June 1st, 2013 - Rosenhill Farm, Sweden
I just had a conversation with an Australian lady here, who's name I believe is Lexi. She mentioned how she doesn't enjoy aimless traveling, which is what she did during her 2010 Eurotrip, but is enjoying her time here now because she is traveling with her boyfriend and has someone to accompany her. I find it quite coincidental because what she is saying is exactly what I've been going through.
I came to Europe thinking that as long as I was traveling and seeing cool things, I would be happy, but upon arriving in Europe I was a bit surprised with myself. I wasn't having that much fun. So as our conversation continued on, we both agreed that it really comes down to WHO we are with.
I couldn't agree more because I've been on the road for over two months now, and I'm over traveling alone. I'm no longer motivated. What keeps me going is knowing that I have friends that I can meet in Stockholm or Helsinki. What keeps me going is knowing that I will grow as an individual. The initial reason that brought me to Europe (just going solo and seeing the world) no longer holds any weight, it no longer pushes me forward, — if anything, it makes me want to go home because I miss my family and friends.
Initially, the most memorable parts of my trip were those fleeting moments when I was hiking in the Isle of Skye in Scotland, or when I was able to enjoy the Glacial Lagoon in Iceland by myself. Then again, those were quickly overshadowed by moments spent with people — be it a nice conversation, a shared laugh, or just a feeling of being connected with others in a “same wavelength” type way. I can easily list them out: being with Anna in Finland, seeing Sophie in Zurich, visiting Nalita in Lausanne, and getting along so well with the staff at the Interlaken Hostel I stayed at in Switzerland.

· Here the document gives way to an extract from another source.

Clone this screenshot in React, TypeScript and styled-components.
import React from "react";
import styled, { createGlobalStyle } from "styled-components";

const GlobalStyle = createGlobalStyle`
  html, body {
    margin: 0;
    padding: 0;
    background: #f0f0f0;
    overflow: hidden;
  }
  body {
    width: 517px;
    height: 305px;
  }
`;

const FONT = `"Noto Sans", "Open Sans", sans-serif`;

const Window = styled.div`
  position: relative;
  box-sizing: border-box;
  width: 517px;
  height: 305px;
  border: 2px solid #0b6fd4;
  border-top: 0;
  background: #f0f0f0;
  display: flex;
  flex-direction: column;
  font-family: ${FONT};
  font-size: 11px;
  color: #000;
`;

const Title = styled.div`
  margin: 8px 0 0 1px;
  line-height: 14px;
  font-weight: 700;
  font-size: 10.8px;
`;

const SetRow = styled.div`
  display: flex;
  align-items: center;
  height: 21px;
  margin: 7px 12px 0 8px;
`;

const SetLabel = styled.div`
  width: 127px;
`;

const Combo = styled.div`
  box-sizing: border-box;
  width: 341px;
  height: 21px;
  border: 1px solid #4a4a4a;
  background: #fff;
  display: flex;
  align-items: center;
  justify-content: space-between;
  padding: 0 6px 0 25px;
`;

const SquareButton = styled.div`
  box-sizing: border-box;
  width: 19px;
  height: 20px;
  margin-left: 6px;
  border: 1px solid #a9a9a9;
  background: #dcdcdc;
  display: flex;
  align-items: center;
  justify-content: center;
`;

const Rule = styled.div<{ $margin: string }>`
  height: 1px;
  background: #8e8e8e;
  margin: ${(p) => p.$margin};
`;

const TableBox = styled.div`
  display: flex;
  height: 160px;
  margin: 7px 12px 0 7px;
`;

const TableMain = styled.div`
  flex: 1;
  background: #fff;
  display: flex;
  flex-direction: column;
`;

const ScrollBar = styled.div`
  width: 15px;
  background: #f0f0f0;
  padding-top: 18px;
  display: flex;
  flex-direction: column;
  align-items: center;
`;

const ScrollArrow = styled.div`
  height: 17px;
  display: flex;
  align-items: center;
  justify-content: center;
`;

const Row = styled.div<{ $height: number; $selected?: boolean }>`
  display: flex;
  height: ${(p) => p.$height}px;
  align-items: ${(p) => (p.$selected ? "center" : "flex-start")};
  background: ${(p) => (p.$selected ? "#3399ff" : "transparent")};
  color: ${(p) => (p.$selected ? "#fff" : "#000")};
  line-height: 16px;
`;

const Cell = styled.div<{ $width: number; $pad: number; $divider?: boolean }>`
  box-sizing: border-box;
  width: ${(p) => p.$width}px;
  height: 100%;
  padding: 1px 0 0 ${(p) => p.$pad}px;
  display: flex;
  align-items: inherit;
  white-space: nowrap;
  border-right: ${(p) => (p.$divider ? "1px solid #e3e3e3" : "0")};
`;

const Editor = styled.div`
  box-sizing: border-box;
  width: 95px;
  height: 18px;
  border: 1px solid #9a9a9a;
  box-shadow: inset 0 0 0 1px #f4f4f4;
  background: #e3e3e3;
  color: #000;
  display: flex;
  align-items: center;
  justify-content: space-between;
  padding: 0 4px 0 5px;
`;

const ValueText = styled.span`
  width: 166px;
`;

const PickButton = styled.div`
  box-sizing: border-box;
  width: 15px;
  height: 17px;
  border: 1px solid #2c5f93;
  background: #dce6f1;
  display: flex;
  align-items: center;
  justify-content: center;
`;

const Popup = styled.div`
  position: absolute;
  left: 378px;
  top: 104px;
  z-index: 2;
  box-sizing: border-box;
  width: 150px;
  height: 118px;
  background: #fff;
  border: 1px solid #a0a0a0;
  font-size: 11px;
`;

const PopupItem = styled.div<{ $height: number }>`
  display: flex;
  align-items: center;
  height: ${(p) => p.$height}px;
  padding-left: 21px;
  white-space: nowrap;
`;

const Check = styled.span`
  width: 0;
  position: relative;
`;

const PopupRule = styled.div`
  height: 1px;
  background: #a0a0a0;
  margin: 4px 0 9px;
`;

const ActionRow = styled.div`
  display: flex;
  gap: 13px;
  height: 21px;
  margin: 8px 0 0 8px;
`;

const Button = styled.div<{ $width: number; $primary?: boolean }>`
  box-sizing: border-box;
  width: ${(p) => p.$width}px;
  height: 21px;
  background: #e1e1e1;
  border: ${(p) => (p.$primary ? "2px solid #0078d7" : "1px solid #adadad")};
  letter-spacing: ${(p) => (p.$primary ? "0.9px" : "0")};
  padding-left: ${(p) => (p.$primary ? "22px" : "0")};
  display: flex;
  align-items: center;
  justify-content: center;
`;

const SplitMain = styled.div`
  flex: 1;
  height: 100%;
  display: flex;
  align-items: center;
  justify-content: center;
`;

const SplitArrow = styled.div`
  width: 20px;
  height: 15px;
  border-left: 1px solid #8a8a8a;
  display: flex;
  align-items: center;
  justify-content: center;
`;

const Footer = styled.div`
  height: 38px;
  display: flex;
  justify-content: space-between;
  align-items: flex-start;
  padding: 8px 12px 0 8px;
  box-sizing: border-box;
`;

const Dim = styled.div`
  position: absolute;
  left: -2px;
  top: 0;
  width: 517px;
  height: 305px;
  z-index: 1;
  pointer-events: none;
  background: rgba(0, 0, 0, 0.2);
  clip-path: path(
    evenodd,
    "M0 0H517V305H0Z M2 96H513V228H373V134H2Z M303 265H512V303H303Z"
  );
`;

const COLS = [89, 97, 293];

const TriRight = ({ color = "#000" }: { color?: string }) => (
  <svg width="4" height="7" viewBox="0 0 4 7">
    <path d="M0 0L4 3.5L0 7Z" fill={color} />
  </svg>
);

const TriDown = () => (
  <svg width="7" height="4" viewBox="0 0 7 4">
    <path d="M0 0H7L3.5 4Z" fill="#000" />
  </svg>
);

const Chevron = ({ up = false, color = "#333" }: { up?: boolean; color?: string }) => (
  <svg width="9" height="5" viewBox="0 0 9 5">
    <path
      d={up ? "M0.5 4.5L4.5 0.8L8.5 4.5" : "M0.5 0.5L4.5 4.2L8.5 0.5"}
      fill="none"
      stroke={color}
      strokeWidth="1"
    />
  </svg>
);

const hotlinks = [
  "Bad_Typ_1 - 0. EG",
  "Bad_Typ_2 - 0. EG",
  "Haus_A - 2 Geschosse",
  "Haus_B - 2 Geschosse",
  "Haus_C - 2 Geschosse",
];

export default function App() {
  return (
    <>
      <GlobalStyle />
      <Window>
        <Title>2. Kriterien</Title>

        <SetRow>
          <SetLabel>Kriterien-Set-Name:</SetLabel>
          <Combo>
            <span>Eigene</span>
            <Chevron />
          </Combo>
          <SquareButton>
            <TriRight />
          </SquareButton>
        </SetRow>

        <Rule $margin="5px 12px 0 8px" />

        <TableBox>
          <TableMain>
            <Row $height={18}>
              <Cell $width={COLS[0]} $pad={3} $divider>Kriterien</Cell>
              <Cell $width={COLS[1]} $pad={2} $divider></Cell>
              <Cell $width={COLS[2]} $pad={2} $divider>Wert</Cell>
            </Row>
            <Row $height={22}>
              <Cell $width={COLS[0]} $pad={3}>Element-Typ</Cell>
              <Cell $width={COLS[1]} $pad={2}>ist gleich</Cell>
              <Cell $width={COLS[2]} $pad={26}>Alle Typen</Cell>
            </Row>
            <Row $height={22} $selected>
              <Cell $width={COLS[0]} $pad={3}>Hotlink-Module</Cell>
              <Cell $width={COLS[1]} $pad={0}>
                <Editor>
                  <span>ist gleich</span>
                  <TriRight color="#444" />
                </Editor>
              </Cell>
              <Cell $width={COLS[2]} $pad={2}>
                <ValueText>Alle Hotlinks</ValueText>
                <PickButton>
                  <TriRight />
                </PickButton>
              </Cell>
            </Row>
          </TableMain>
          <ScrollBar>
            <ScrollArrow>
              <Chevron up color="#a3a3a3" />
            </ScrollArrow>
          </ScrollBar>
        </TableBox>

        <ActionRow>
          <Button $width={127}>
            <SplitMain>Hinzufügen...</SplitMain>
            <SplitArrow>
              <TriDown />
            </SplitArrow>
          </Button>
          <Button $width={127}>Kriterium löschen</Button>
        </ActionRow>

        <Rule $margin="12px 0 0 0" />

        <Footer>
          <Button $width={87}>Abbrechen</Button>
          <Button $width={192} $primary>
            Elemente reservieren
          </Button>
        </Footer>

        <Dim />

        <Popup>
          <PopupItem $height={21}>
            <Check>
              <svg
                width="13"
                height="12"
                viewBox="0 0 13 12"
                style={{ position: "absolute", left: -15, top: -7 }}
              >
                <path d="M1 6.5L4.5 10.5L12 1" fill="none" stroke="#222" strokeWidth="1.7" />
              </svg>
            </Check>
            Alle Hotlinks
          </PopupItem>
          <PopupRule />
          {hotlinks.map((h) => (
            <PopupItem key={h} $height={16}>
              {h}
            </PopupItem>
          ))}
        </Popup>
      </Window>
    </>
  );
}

So then why do we travel? Yes, it is to learn about other lifestyles and cultures, to get out of our comfort zone, to see and do things that you otherwise wouldn't be able to do in your “bubble.” However, I feel that in its essence, travel is a very long-winded, roundabout way of teaching us a very important lesson. Though we all have differing customs, traditions, values, and beliefs, when all is said and done, we all want the same things, and we're all searching for the same feeling. What is this feeling? We want to feel like we belong, we want to feel appreciated, desired, admired, wanted, and when we are away, that we are missed. We want friends and family that care about us. We want to be happy, and more specifically we want to be happy through the company of others. What we want is companionship.
We search for so many things in life. We want to get fit, buy a shiny new car, buy a big house, and get a high-paying job to pay for it all. Money and status all seem to be surefire ways of attaining true happiness, but if we were to get down to the root cause of unhappiness, it would come down to the issue of companionship. The root cause of unhappiness is due to our misjudgment in thinking that the quality of our relationships, whether good or bad, are of little matter as long as we have money. This is what we have been brainwashed into thinking, forgetting that it is through the people around us that we can attain happiness.
It's no longer a surprise as to why it was so difficult leaving California now, and it's no longer a surprise as to why I was so willing to leave all of the other "amazing" European landmarks I've come across. I’d rather be with the people I care about. I’ll take companionship over the Swiss Alps (or any other European landmark) any day.
Alain de Botton put it perfectly in his book, The Art of Travel, when he states that this is a "logic that we ignore at our peril when we encounter a picture of a beautiful land and imagine that happiness must naturally accompany such magnificence.” 12 different countries, and half a year later, it all makes sense. To me, this was no longer a theory, as I have become a living example of this miscalculated logic:
"Our capacity to draw happiness from aesthetic objects or material goods in fact seems critically dependent on our first satisfying a more important range of emotional or psychological needs, among them the need for understanding, for love, expression and respect. Thus we will not enjoy - we are not able to enjoy - sumptuous tropical gardens and attractive wooden beach huts when a relationship to which we are committed abruptly reveals itself to be suffused with incomprehension and resentment."
My unhappiness, and shock at my unhappiness despite having the pleasure of traveling the world was, as Alain de Botton puts it, "because we misunderstand what holds up our moods. We are sad at home and blame the weather and the ugliness of the buildings, but on the tropical island we learn that the state of the skies and appearance of our dwellings can never on their own either underwrite our joy or condemn us to misery."
So in conclusion, it's not that going on an epic Eurotrip isn't fun (solo or not), it's just that this “secondary” source of happiness cannot be enjoyed unless our primary needs are first met, as with most things in life.
Before traveling the world, one should first tend to their relationships at home.